I do not understand how you convert a Data.ByteString.Lazy
to a Data.ByteString.Char8
and vice versa.
What do i need to know ? Because i can't get all these possible combinations of usages ....
Data.ByteString
,Data.ByteString.Lazy
,Data.ByteString.Char8
, then there's Data.Text
.....what do i need in order to write strings to files easily and efficiently and vice -versa? (with proper encoding)
P.S Currently reading Real World Haskell and i got pretty confused on all these modules.
Here's a shot at a roadmap.
As you are probably aware, the Haskell String
type is just a type synonym for [Char]
, where Char
is a data type that can represent a single Unicode code point. This makes String
the perfect data type to represent textual data, except for the minor issue that -- as a linked list of boxed Char
values -- it has the potential to be extremely inefficient.
The Text
data type from the text
package addresses this issue. Text
is also, like String
, a representation of a list of Char
values, but instead of using an actual Haskell list, it uses a time and space-efficient representation. It should be your go-to replacement for String
whenever you need to work efficiently with textual (Unicode) data.

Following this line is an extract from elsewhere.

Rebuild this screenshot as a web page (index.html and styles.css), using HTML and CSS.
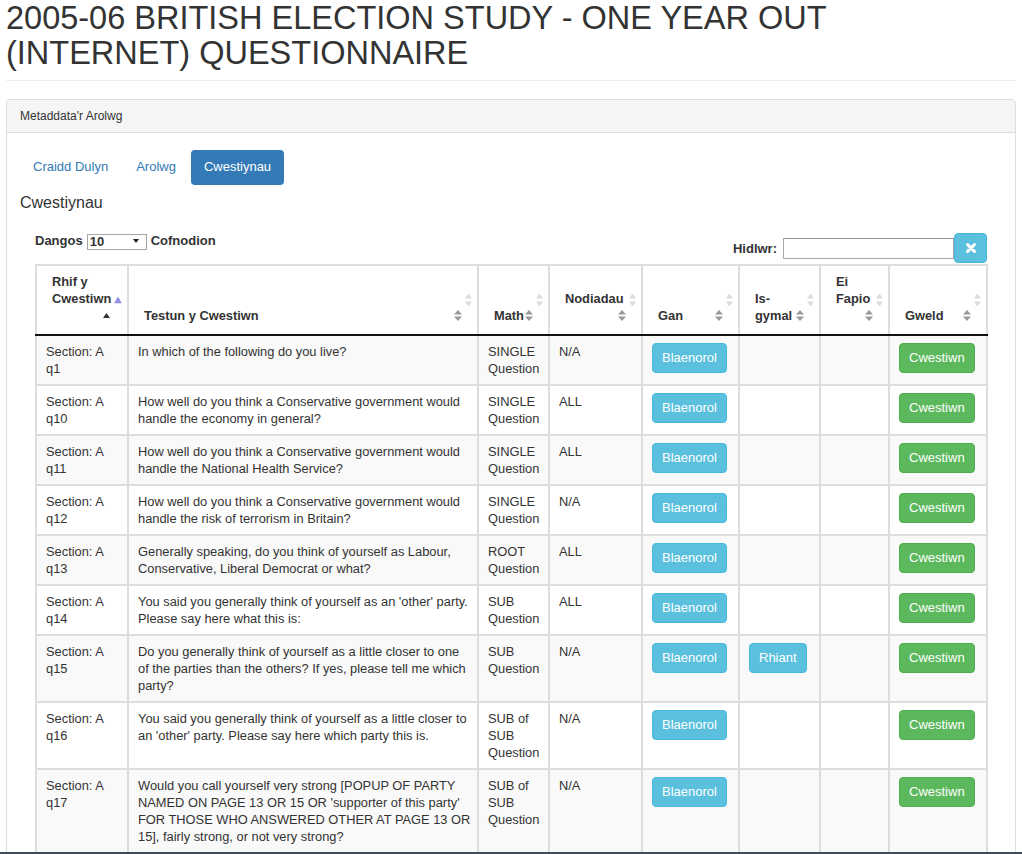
FILE: index.html
```html
<!DOCTYPE html>
<html lang="cy">
<head>
<meta charset="utf-8">
<title>2005-06 British Election Study - One Year Out (Internet) Questionnaire</title>
<link rel="stylesheet" href="styles.css">
</head>
<body>
<div class="page">
  <div class="page-header">
    <h1>2005-06 BRITISH ELECTION STUDY - ONE YEAR OUT (INTERNET) QUESTIONNAIRE</h1>
  </div>

  <div class="panel">
    <div class="panel-heading">Metaddata'r Arolwg</div>
    <div class="panel-body">
      <ul class="nav">
        <li><a href="#">Craidd Dulyn</a></li>
        <li><a href="#">Arolwg</a></li>
        <li class="active"><a href="#">Cwestiynau</a></li>
      </ul>
      <h3 class="section-title">Cwestiynau</h3>

      <div class="inner">
        <div class="controls">
          <div class="length">
            <span>Dangos</span>
            <span class="select-wrap"><select class="select"><option>10</option><option>25</option><option>50</option><option>100</option></select></span>
            <span>Cofnodion</span>
          </div>
          <div class="filter">
            <label for="q">Hidlwr:</label>
            <input id="q" class="filter-input" type="search">
            <button class="clear-btn" type="button" aria-label="Clirio">
              <svg width="10" height="10" viewBox="0 0 10 10"><path d="M1.6 1.6 L8.4 8.4 M8.4 1.6 L1.6 8.4" stroke="#fff" stroke-width="3" stroke-linecap="round"/></svg>
            </button>
          </div>
        </div>

        <table class="qtable">
          <colgroup>
            <col class="w1"><col class="w2"><col class="w3"><col class="w4"><col class="w5"><col class="w6"><col class="w7"><col class="w8">
          </colgroup>
          <thead>
            <tr>
              <th>
                <div class="hl">Rhif y</div>
                <div class="hl">Cwestiwn</div>
                <div class="hl ir"><svg class="tri-up" width="7" height="5" viewBox="0 0 7 5"><polygon points="0,5 3.5,0 7,5" fill="#333"/></svg></div>
                <svg class="sort-l" width="8" height="7" viewBox="0 0 8 7"><polygon points="0,7 4,0 8,7" fill="#8f8fe6"/></svg>
              </th>
              <th>
                <div class="hl fl"><span>Testun y Cwestiwn</span><svg class="sort-d" width="8" height="11" viewBox="0 0 8 11"><polygon points="0,4.5 4,0 8,4.5" fill="#999"/><polygon points="0,6.5 4,11 8,6.5" fill="#999"/></svg></div>
                <svg class="sort-l" width="7" height="13" viewBox="0 0 7 13"><polygon points="0,5 3.5,0 7,5" fill="#dcdcdc"/><polygon points="0,8 3.5,13 7,8" fill="#dcdcdc"/></svg>
              </th>
              <th>
                <div class="hl fl"><span>Math</span><svg class="sort-d" width="8" height="11" viewBox="0 0 8 11"><polygon points="0,4.5 4,0 8,4.5" fill="#999"/><polygon points="0,6.5 4,11 8,6.5" fill="#999"/></svg></div>
                <svg class="sort-l" width="7" height="13" viewBox="0 0 7 13"><polygon points="0,5 3.5,0 7,5" fill="#dcdcdc"/><polygon points="0,8 3.5,13 7,8" fill="#dcdcdc"/></svg>
              </th>
              <th>
                <div class="hl">Nodiadau</div>
                <div class="hl ir"><svg class="sort-d" width="8" height="11" viewBox="0 0 8 11"><polygon points="0,4.5 4,0 8,4.5" fill="#999"/><polygon points="0,6.5 4,11 8,6.5" fill="#999"/></svg></div>
                <svg class="sort-l" width="7" height="13" viewBox="0 0 7 13"><polygon points="0,5 3.5,0 7,5" fill="#dcdcdc"/><polygon points="0,8 3.5,13 7,8" fill="#dcdcdc"/></svg>
              </th>
              <th>
                <div class="hl fl"><span>Gan</span><svg class="sort-d" width="8" height="11" viewBox="0 0 8 11"><polygon points="0,4.5 4,0 8,4.5" fill="#999"/><polygon points="0,6.5 4,11 8,6.5" fill="#999"/></svg></div>
                <svg class="sort-l" width="7" height="13" viewBox="0 0 7 13"><polygon points="0,5 3.5,0 7,5" fill="#dcdcdc"/><polygon points="0,8 3.5,13 7,8" fill="#dcdcdc"/></svg>
              </th>
              <th>
                <div class="hl">Is-</div>
                <div class="hl fl"><span>gymal</span><svg class="sort-d" width="8" height="11" viewBox="0 0 8 11"><polygon points="0,4.5 4,0 8,4.5" fill="#999"/><polygon points="0,6.5 4,11 8,6.5" fill="#999"/></svg></div>
                <svg class="sort-l" width="7" height="13" viewBox="0 0 7 13"><polygon points="0,5 3.5,0 7,5" fill="#dcdcdc"/><polygon points="0,8 3.5,13 7,8" fill="#dcdcdc"/></svg>
              </th>
              <th>
                <div class="hl">Ei</div>
                <div class="hl">Fapio</div>
                <div class="hl ir"><svg class="sort-d" width="8" height="11" viewBox="0 0 8 11"><polygon points="0,4.5 4,0 8,4.5" fill="#999"/><polygon points="0,6.5 4,11 8,6.5" fill="#999"/></svg></div>
                <svg class="sort-l" width="7" height="13" viewBox="0 0 7 13"><polygon points="0,5 3.5,0 7,5" fill="#dcdcdc"/><polygon points="0,8 3.5,13 7,8" fill="#dcdcdc"/></svg>
              </th>
              <th>
                <div class="hl fl"><span>Gweld</span><svg class="sort-d" width="8" height="11" viewBox="0 0 8 11"><polygon points="0,4.5 4,0 8,4.5" fill="#999"/><polygon points="0,6.5 4,11 8,6.5" fill="#999"/></svg></div>
                <svg class="sort-l" width="7" height="13" viewBox="0 0 7 13"><polygon points="0,5 3.5,0 7,5" fill="#dcdcdc"/><polygon points="0,8 3.5,13 7,8" fill="#dcdcdc"/></svg>
              </th>
            </tr>
          </thead>
          <tbody>
            <tr>
              <td>Section: A q1</td>
              <td>In which of the following do you live?</td>
              <td>SINGLE Question</td>
              <td>N/A</td>
              <td><a class="btn btn-info" href="#">Blaenorol</a></td>
              <td></td>
              <td></td>
              <td><a class="btn btn-success" href="#">Cwestiwn</a></td>
            </tr>
            <tr>
              <td>Section: A q10</td>
              <td>How well do you think a Conservative government would handle the economy in general?</td>
              <td>SINGLE Question</td>
              <td>ALL</td>
              <td><a class="btn btn-info" href="#">Blaenorol</a></td>
              <td></td>
              <td></td>
              <td><a class="btn btn-success" href="#">Cwestiwn</a></td>
            </tr>
            <tr>
              <td>Section: A q11</td>
              <td>How well do you think a Conservative government would handle the National Health Service?</td>
              <td>SINGLE Question</td>
              <td>ALL</td>
              <td><a class="btn btn-info" href="#">Blaenorol</a></td>
              <td></td>
              <td></td>
              <td><a class="btn btn-success" href="#">Cwestiwn</a></td>
            </tr>
            <tr>
              <td>Section: A q12</td>
              <td>How well do you think a Conservative government would handle the risk of terrorism in Britain?</td>
              <td>SINGLE Question</td>
              <td>N/A</td>
              <td><a class="btn btn-info" href="#">Blaenorol</a></td>
              <td></td>
              <td></td>
              <td><a class="btn btn-success" href="#">Cwestiwn</a></td>
            </tr>
            <tr>
              <td>Section: A q13</td>
              <td>Generally speaking, do you think of yourself as Labour, Conservative, Liberal Democrat or what?</td>
              <td>ROOT Question</td>
              <td>ALL</td>
              <td><a class="btn btn-info" href="#">Blaenorol</a></td>
              <td></td>
              <td></td>
              <td><a class="btn btn-success" href="#">Cwestiwn</a></td>
            </tr>
            <tr>
              <td>Section: A q14</td>
              <td>You said you generally think of yourself as an 'other' party. Please say here what this is:</td>
              <td>SUB Question</td>
              <td>ALL</td>
              <td><a class="btn btn-info" href="#">Blaenorol</a></td>
              <td></td>
              <td></td>
              <td><a class="btn btn-success" href="#">Cwestiwn</a></td>
            </tr>
            <tr>
              <td>Section: A q15</td>
              <td>Do you generally think of yourself as a little closer to one of the parties than the others? If yes, please tell me which party?</td>
              <td>SUB Question</td>
              <td>N/A</td>
              <td><a class="btn btn-info" href="#">Blaenorol</a></td>
              <td><a class="btn btn-info" href="#">Rhiant</a></td>
              <td></td>
              <td><a class="btn btn-success" href="#">Cwestiwn</a></td>
            </tr>
            <tr>
              <td>Section: A q16</td>
              <td>You said you generally think of yourself as a little closer to an 'other' party. Please say here which party this is.</td>
              <td>SUB of SUB Question</td>
              <td>N/A</td>
              <td><a class="btn btn-info" href="#">Blaenorol</a></td>
              <td></td>
              <td></td>
              <td><a class="btn btn-success" href="#">Cwestiwn</a></td>
            </tr>
            <tr>
              <td>Section: A q17</td>
              <td>Would you call yourself very strong [POPUP OF PARTY NAMED ON PAGE 13 OR 15 OR 'supporter of this party' FOR THOSE WHO ANSWERED OTHER AT PAGE 13 OR 15], fairly strong, or not very strong?</td>
              <td>SUB of SUB Question</td>
              <td>N/A</td>
              <td><a class="btn btn-info" href="#">Blaenorol</a></td>
              <td></td>
              <td></td>
              <td><a class="btn btn-success" href="#">Cwestiwn</a></td>
            </tr>
          </tbody>
        </table>
      </div>
    </div>
  </div>
</div>
<div class="bottom-bar"></div>
</body>
</html>
```

FILE: styles.css
```css
* { box-sizing: border-box; }

html, body { margin: 0; padding: 0; background: #fff; }

body {
  font-family: "Liberation Sans", Arial, Helvetica, sans-serif;
  font-size: 13px;
  line-height: 17px;
  color: #333;
}

.page { padding: 0 6px; }

.page-header {
  padding-top: 1px;
  padding-bottom: 9px;
  border-bottom: 1px solid #eee;
  margin: 0 0 18px;
}

.page-header h1 {
  margin: 0;
  font-size: 32.5px;
  line-height: 35px;
  font-weight: normal;
  color: #333;
}

.panel {
  border: 1px solid #ddd;
  border-radius: 4px;
  background: #fff;
}

.panel-heading {
  background: #f5f5f5;
  border-bottom: 1px solid #ddd;
  border-radius: 3px 3px 0 0;
  padding: 8px 13px;
  font-size: 12px;
  line-height: 16px;
}

.panel-body { padding: 17px 13px 16px; }

.nav {
  display: flex;
  gap: 2px;
  list-style: none;
  margin: 0;
  padding: 0;
}

.nav a {
  display: block;
  padding: 8px 13px;
  font-size: 13px;
  line-height: 18.5px;
  color: #337ab7;
  text-decoration: none;
  border-radius: 4px;
}

.nav .active a {
  background: #337ab7;
  color: #fff;
}

.section-title {
  margin: 9px 0 0;
  font-size: 16px;
  line-height: 17.6px;
  font-weight: normal;
}

.inner {
  padding: 0 15px;
  margin-top: 21px;
}

.controls {
  display: flex;
  justify-content: space-between;
  align-items: flex-start;
}

.length {
  display: flex;
  align-items: center;
  gap: 4px;
  font-weight: bold;
  line-height: 17px;
}

.select-wrap {
  position: relative;
  display: inline-block;
  width: 60px;
  height: 16px;
}

.select-wrap::after {
  content: "";
  position: absolute;
  right: 8px;
  top: 6px;
  border-left: 3px solid transparent;
  border-right: 3px solid transparent;
  border-top: 4px solid #222;
  pointer-events: none;
}

.select {
  appearance: none;
  -webkit-appearance: none;
  width: 60px;
  height: 16px;
  margin: 0;
  padding: 0 0 0 2px;
  border: 1px solid #a6a6a6;
  border-radius: 0;
  background: #fff;
  font-family: inherit;
  font-size: 13px;
  font-weight: bold;
  line-height: 14px;
  color: #333;
}

.filter {
  display: flex;
  align-items: center;
  margin-top: 1px;
}

.filter label {
  font-weight: bold;
  margin-right: 6px;
}

.filter-input {
  width: 171px;
  height: 21px;
  margin: 0;
  padding: 1px 4px;
  border: 1px solid #a9a9a9;
  border-top-color: #8f8f8f;
  border-radius: 0;
  font-family: inherit;
  font-size: 13px;
  background: #fff;
}

.clear-btn {
  width: 33px;
  height: 30px;
  margin: 0;
  padding: 0;
  border: 1px solid #46b8da;
  border-radius: 4px;
  background: #5bc0de;
  display: flex;
  align-items: center;
  justify-content: center;
}

.qtable {
  margin-top: 1px;
  width: 953px;
  table-layout: fixed;
  border-collapse: collapse;
  font-size: 12.85px;
}

.w1 { width: 92px; }
.w2 { width: 350px; }
.w3 { width: 71px; }
.w4 { width: 93px; }
.w5 { width: 97px; }
.w6 { width: 81px; }
.w7 { width: 69px; }
.w8 { width: 98px; }

.qtable th,
.qtable td {
  border: 2px solid #ddd;
}

.qtable th {
  position: relative;
  padding: 7px 15px 10px 15px;
  vertical-align: bottom;
  text-align: left;
  font-weight: bold;
  white-space: nowrap;
  border-bottom: 2px solid #111;
}

.hl {
  height: 17px;
  line-height: 17px;
}

.fl {
  display: flex;
  justify-content: space-between;
  align-items: center;
}

.ir {
  display: flex;
  justify-content: flex-end;
  align-items: center;
}

.sort-d { display: block; flex: none; }

.tri-up { display: block; margin-right: 2px; }

.sort-l {
  position: absolute;
  right: 5px;
  top: 50%;
  transform: translateY(-50%);
}

.qtable td {
  padding: 7px 5px 7px 9px;
  vertical-align: top;
  line-height: 17px;
}

.qtable td:first-child { padding-right: 12px; }

.qtable tbody tr:nth-child(odd) td { background: #f9f9f9; }

.btn {
  display: inline-block;
  padding: 5px 9px;
  font-size: 13px;
  line-height: 18px;
  color: #fff;
  text-decoration: none;
  border: 1px solid transparent;
  border-radius: 4px;
  white-space: nowrap;
}

.btn-info { background: #5bc0de; border-color: #46b8da; }
.btn-success { background: #5cb85c; border-color: #4cae4c; }

.bottom-bar {
  position: fixed;
  left: 0;
  right: 0;
  bottom: 0;
  height: 2px;
  background: #3e4a56;
}
```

Like many other data types in the standard Haskell libraries, it comes in lazy and strict variants. Both variants have the same name Text
, but they are contained in separate modules, so you might do:
import qualified Data.Text as TS
import qualified Data.Text.Lazy as TL
if you needed to use both TS.Text
and TL.Text
variants in the same program.
The exact difference between variants is described in the documentation for Data.Text. In a nutshell, you should default to using the strict version. You only use the lazy version in two cases. First, if you're planning to work on a large Text
value a little bit at a time, treating it more like a text "stream" than a "string", then the lazy version is a good choice. (For example, a program to read a huge CSV file of numbers might read the file as a long lazy Text
stream and store the results in an efficient numeric type like a Vector
of unboxed Double
values to avoid keeping the whole input text in memory.) Second, if you're building a large Text
string up from lots of little pieces, then you don't want to use the strict versions, because their immutability means they need to be copied whenever you add something. Instead, you'd want to use the lazy variant with functions from Data.Text.Lazy.Builder
.
The ByteString
data type from the bytestring
package, on the other hand, is an efficient representation of a list of bytes. Just like Text
is an efficient version of [Char]
, you should think of ByteString
as an efficient version of [Word8]
, where Word8
is the Haskell type representing a single unsigned byte of data with value 0-255. Equivalently, you can think of a ByteString
as representing a chunk of memory or a chunk of data to be read from or written to a file, precisely as-is byte for byte. It also comes in lazy and strict flavors:
import qualified Data.ByteString as BS
import qualified Data.ByteString.Lazy as BL
and the considerations for using the variants are similar to those for Text
.
In a Haskell program, it's usual to represent Unicode strings internally as either String
or Text
values. However, to read them in from or write them out to files, they need to be encoded into and decoded from sequences of bytes.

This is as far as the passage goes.